Sono sbagliati i presupposti, specifica la Lisi. “A Rimini ci sono 1.400 famiglie che aspettano una casa, cosa succederebbe se tutti decidessero di occupare? E ci sono tante associazioni che hanno presentato progetti per chiedere spazi. Il Paz in due anni e mezzo non lo ha mai fatto”. Per i quattro ragazzi africani il Comune aveva subito una risposta e non in strutture di prima accoglienza, ma di medio periodo nei nuovi posti messi a disposizione di recente dal Comune con l’impegno a cercare una situazione più duratura.

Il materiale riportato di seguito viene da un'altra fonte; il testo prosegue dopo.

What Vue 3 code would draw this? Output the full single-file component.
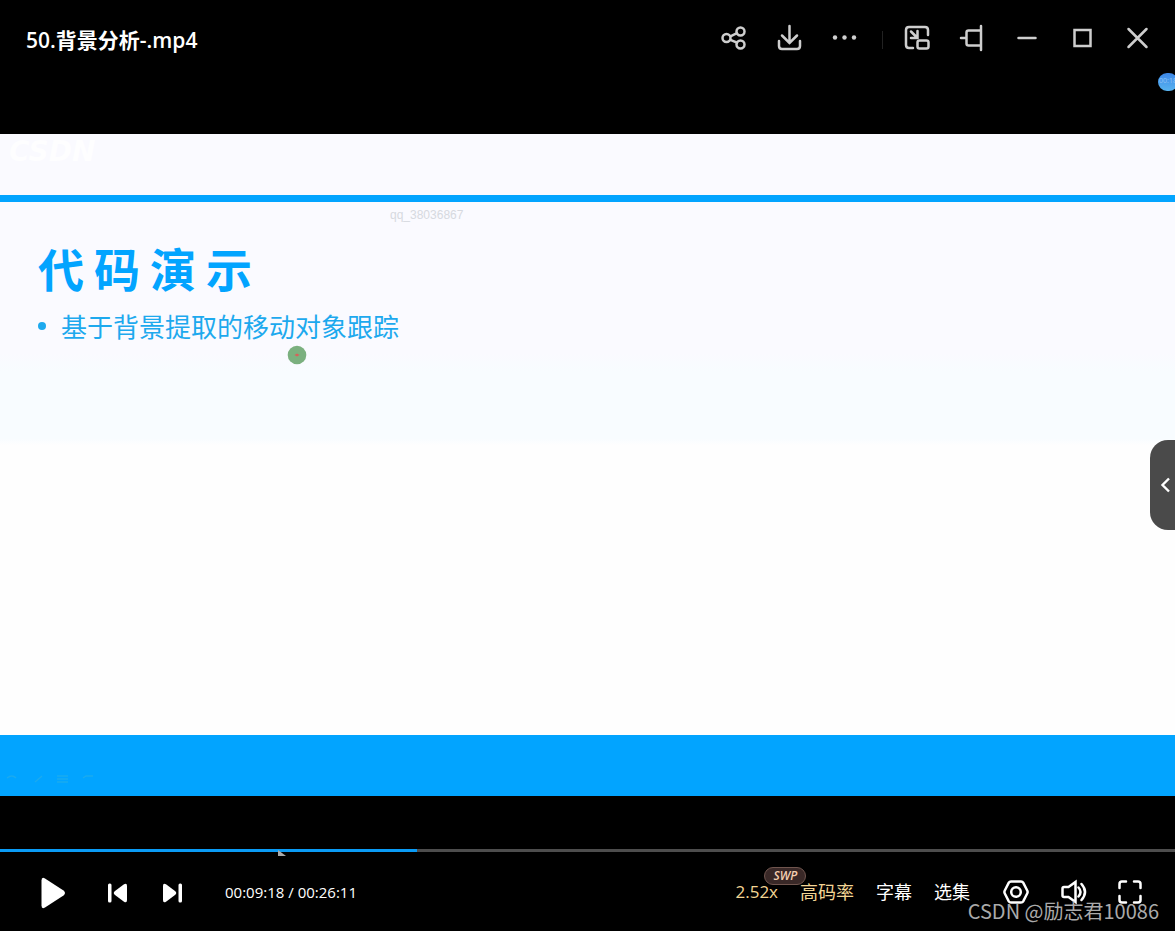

Tra le rivendicazioni del Paz non mancano temi condivisibili ma è mancato il confronto, ribadisce l’assessore. Confronto che invece c’è stato a Bologna dove il Comune ha assegnato ai profughi un’ex scuola, esperienza citata dal consigliere comunale Pazzaglia a sostegno di Casa Madiba.
Là il progetto per l’integrazione dei profughi presentato da un gruppo di associazioni che si sono consociate è stato condiviso con l’Amministrazione Comunale, spiega la Lisi, e ci sarà un monitoraggio periodico.
Restano, di fondo, i limiti dell’esperienza dell’Emergenza Nord Africa. Una volta terminata, il Comune di Rimini aveva aperto a tutti l’accesso al Fondo Europeo per i Rifugiati ma la norma nazionale ha deciso che non potessero accedere i profughi per motivi umanitari.